=== PROBLEM STATEMENT ===
Each line from the beginning of the data below through the line containing "import React from" should be repeated exactly, please.

=== GIVEN MATERIAL ===

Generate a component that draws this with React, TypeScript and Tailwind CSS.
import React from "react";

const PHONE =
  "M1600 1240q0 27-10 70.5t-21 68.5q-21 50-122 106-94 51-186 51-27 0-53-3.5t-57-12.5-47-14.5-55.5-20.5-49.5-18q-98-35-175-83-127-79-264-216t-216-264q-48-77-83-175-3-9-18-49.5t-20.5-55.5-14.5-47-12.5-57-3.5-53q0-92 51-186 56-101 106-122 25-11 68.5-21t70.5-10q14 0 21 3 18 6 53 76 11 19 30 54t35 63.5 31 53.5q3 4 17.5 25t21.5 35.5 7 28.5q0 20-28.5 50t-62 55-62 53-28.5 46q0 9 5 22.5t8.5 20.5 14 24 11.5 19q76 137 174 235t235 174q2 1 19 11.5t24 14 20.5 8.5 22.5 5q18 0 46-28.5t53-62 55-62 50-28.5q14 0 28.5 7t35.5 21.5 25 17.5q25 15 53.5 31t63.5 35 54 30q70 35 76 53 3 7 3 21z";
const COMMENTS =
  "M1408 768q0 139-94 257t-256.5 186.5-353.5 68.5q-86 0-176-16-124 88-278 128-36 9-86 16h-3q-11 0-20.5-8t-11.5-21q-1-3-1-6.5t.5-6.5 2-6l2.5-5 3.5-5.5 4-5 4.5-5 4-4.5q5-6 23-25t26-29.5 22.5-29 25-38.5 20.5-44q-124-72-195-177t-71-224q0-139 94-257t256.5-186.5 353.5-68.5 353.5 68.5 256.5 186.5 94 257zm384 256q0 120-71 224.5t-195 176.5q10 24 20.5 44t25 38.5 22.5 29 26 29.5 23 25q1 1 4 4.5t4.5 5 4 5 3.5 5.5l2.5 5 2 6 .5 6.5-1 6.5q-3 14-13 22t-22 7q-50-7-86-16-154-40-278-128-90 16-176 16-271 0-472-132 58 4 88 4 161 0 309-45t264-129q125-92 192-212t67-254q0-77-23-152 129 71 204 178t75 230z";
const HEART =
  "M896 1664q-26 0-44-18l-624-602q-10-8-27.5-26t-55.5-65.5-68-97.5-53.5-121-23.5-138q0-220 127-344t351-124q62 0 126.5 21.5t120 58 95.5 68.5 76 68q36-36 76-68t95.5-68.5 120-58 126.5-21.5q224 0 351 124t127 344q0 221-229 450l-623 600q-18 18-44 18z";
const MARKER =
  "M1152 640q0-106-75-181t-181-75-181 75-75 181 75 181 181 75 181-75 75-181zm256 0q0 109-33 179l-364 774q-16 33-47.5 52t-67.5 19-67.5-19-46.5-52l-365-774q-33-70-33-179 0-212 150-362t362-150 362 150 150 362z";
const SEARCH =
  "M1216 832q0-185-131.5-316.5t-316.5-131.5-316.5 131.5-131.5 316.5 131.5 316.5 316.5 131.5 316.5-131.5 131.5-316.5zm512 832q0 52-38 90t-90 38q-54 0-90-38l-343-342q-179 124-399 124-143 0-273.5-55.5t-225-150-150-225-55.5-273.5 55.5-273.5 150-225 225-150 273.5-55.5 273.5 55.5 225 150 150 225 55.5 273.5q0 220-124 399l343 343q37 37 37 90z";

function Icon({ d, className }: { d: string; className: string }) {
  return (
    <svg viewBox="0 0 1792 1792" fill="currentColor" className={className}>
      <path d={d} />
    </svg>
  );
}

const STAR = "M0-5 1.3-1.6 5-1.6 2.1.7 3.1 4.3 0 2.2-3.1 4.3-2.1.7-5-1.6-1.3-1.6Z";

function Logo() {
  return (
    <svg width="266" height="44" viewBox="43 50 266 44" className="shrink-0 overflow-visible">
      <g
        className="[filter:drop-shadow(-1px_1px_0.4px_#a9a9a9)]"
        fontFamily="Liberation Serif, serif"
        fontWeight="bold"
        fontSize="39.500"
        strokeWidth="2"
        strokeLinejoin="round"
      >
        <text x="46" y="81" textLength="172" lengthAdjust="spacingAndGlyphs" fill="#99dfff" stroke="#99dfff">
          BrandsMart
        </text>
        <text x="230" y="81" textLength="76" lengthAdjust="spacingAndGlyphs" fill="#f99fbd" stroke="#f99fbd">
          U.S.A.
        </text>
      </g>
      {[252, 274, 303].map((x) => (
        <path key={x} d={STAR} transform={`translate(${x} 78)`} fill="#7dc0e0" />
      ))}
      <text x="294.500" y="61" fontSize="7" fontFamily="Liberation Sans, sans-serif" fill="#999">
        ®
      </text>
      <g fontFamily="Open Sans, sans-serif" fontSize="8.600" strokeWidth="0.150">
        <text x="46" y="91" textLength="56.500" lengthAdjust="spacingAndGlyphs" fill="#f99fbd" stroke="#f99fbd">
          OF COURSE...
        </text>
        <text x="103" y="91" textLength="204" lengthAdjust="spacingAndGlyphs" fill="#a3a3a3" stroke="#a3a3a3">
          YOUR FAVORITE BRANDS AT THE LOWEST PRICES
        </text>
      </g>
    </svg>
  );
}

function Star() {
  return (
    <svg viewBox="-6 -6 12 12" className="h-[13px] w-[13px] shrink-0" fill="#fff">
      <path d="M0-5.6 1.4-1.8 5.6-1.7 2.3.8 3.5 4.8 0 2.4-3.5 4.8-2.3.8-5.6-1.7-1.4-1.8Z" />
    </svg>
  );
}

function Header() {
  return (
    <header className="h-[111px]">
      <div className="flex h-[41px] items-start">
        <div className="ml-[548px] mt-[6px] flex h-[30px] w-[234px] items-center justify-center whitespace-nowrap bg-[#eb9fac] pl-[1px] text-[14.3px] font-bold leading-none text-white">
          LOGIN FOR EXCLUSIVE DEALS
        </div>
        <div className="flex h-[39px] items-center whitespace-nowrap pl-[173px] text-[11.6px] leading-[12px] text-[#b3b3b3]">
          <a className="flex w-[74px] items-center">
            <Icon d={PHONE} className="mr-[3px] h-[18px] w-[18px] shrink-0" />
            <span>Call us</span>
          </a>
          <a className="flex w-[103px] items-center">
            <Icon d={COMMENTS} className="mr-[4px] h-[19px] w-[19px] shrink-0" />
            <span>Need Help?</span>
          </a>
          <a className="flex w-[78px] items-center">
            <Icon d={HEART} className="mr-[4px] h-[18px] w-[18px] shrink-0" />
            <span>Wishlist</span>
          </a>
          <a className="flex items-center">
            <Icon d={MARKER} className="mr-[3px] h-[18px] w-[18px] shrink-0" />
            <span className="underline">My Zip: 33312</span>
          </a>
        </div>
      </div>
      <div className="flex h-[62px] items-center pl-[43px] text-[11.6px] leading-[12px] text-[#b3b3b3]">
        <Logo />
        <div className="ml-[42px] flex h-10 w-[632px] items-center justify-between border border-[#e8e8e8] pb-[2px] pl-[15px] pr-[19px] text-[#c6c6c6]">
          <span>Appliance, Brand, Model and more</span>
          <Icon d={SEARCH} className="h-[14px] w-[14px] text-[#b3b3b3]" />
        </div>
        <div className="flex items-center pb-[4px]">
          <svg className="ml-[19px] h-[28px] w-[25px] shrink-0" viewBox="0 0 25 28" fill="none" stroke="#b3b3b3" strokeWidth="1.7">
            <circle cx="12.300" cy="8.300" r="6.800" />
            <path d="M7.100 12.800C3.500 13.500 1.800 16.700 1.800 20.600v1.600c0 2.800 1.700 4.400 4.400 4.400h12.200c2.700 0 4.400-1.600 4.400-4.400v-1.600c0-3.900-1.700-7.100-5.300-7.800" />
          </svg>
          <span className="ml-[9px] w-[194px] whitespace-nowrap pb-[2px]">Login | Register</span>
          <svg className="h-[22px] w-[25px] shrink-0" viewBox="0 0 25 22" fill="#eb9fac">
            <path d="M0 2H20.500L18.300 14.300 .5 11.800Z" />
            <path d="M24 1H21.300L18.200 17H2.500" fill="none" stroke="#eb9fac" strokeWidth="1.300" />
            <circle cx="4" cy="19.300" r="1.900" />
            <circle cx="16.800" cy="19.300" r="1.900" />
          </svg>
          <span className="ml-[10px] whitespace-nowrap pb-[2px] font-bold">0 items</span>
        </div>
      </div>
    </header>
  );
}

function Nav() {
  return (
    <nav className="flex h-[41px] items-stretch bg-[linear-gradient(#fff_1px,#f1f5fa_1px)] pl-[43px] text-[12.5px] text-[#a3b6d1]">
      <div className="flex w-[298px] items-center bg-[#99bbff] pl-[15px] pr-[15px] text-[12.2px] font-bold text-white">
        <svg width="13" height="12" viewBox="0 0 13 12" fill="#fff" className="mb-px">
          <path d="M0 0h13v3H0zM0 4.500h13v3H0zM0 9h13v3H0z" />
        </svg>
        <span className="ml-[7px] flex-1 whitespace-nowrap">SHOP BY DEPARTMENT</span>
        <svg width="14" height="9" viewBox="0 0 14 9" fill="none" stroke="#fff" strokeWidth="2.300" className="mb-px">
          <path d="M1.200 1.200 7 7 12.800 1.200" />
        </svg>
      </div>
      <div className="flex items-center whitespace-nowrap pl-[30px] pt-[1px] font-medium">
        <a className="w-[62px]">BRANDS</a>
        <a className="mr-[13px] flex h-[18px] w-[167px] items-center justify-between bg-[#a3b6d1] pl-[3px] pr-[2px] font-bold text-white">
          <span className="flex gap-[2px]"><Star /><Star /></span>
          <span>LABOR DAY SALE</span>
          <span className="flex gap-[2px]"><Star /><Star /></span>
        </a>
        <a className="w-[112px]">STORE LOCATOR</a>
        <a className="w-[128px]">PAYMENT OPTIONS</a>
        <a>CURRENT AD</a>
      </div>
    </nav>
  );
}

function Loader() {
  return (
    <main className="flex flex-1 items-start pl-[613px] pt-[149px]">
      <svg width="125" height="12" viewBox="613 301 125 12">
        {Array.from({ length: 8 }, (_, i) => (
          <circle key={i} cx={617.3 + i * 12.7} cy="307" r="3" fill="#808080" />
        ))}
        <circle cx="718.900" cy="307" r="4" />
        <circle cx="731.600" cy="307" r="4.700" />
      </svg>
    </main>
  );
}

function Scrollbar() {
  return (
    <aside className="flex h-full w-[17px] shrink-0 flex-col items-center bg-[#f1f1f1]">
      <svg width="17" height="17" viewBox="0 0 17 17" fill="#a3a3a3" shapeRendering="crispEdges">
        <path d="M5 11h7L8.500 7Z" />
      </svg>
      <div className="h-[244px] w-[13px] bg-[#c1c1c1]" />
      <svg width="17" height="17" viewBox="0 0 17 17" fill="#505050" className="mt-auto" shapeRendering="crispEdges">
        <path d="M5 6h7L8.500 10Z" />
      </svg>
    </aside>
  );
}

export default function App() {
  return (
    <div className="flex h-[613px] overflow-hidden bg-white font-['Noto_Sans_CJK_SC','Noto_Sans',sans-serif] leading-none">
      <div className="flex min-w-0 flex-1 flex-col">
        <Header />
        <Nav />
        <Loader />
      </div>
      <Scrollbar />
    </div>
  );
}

=== EXERCISE OUTPUT ===
Generate a component that draws this with React, TypeScript and Tailwind CSS.
import React from "react";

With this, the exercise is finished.